Ao se tornar ainda mais suscetível às instabilidades das commodities, o país tende a manter o crescimento pífio e a criar vagas mal remuneradas.
"Não menos honrosos, os empregos de baixa qualificação têm salários condizentes com o que produzem", diz Arbix. "Essa situação condena o Brasil a ser um País de renda média — e à profunda desigualdade", pontua.
Básico
Apesar de parte dos fabricantes locais tentarem acompanhar a indústria 4.0, nem tudo depende da iniciativa privada. Como em várias outras frentes, faltam políticas de Estado que deem condições para a execução de estratégias.
"Qual o sentido de colocar sensores, robôs e inteligência artificial na produção, se a internet ou a energia caem quando chove?", afirma Cagnin.
"Como é possível avançar em direção à sustentabilidade, se é preciso ligar um gerador movido a óleo com a ameaça de falta de energia?", indaga.
Na prática, além da falta de infraestrutura, a agenda do governo voltada à inovação, produtividade, competitividade e integração internacional também tem tido pouca efetividade. "A Câmara Indústria 4.0, por exemplo, não teve ações efetivas de impacto", diz Cagnin.
"O programa Brasil Mais, para melhorar a produtividade de micro, pequenas e médias empresas, é tímido e não deslancha", acrescenta.
O ambiente de negócios e a redução do custo Brasil continuam travados. Também não há uma estratégia clara e ordenada para a integração internacional. "Esses programas sempre têm muito marketing, mas poderiam oferecer alguma ajuda", diz Arbix.
"Mas, com o governo em situação de paralisia e preocupado com a reeleição, o aparato público é desmobilizado e o setor empresarial, que cresceu sob as asas do Estado, mas tem muitos obstáculos, sofre", pontua.
Se deixa de ajudar por um lado, o governo prejudica até mesmo em uma das áreas na qual o setor produtivo nacional se modernizou: o financiamento privado.

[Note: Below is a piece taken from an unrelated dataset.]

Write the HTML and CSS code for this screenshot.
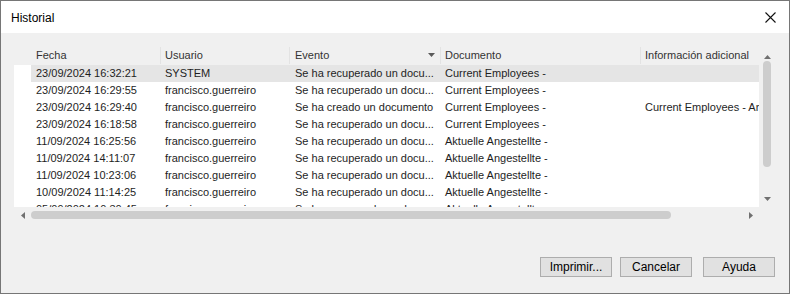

Com a mudança de direcionamento dos recursos do BNDES (Banco Nacional de Desenvolvimento Econômico e Social), que reduziu empréstimos a grandes grupos, as empresas tiveram de aprender a captar recursos no mercado.

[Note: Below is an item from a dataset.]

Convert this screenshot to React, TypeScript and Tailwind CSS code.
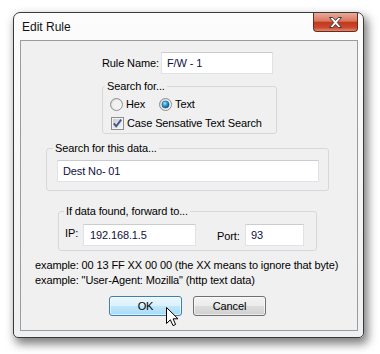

"Foi um aprendizado, possível quando os juros entraram no lugar e o BNDES saiu: muitas empresas passaram a entender o mercado de dívidas, quem são os agentes, os procedimentos e critérios econômico-financeiros a serem considerados", afirma Cagnin.
"Não é algo que acontece da noite para o dia, principalmente quando a pandemia joga areia no processo", diz.
Após seis anos de ambiente adverso, quando as empresas começaram a avançar, a volatilidade causada pelos ruídos políticos e o maior risco fiscal ameaça esse caminho.
Um banqueiro de investimentos, que pede para não ser identificado, enxerga o próximo ano com empresas fazendo menos ofertas de ações e emitindo mais títulos de dívida, mas sem crescimento da demanda por recursos, por conta de uma alta do PIB quase nula.
Além disso, com a Selic e os riscos mais altos, o dinheiro fica mais caro.
"É uma trajetória de fôlego curto porque o setor financeiro, para investir e liberar crédito, precisa ter garantia de retorno e previsibilidade — nada que esteja no radar", diz Arbix.
"O Brasil tem exceções, mas suas empresas têm pouco músculo e não conseguem quebrar esse ciclo perverso sozinhas, para a recuperação da confiança", conclui.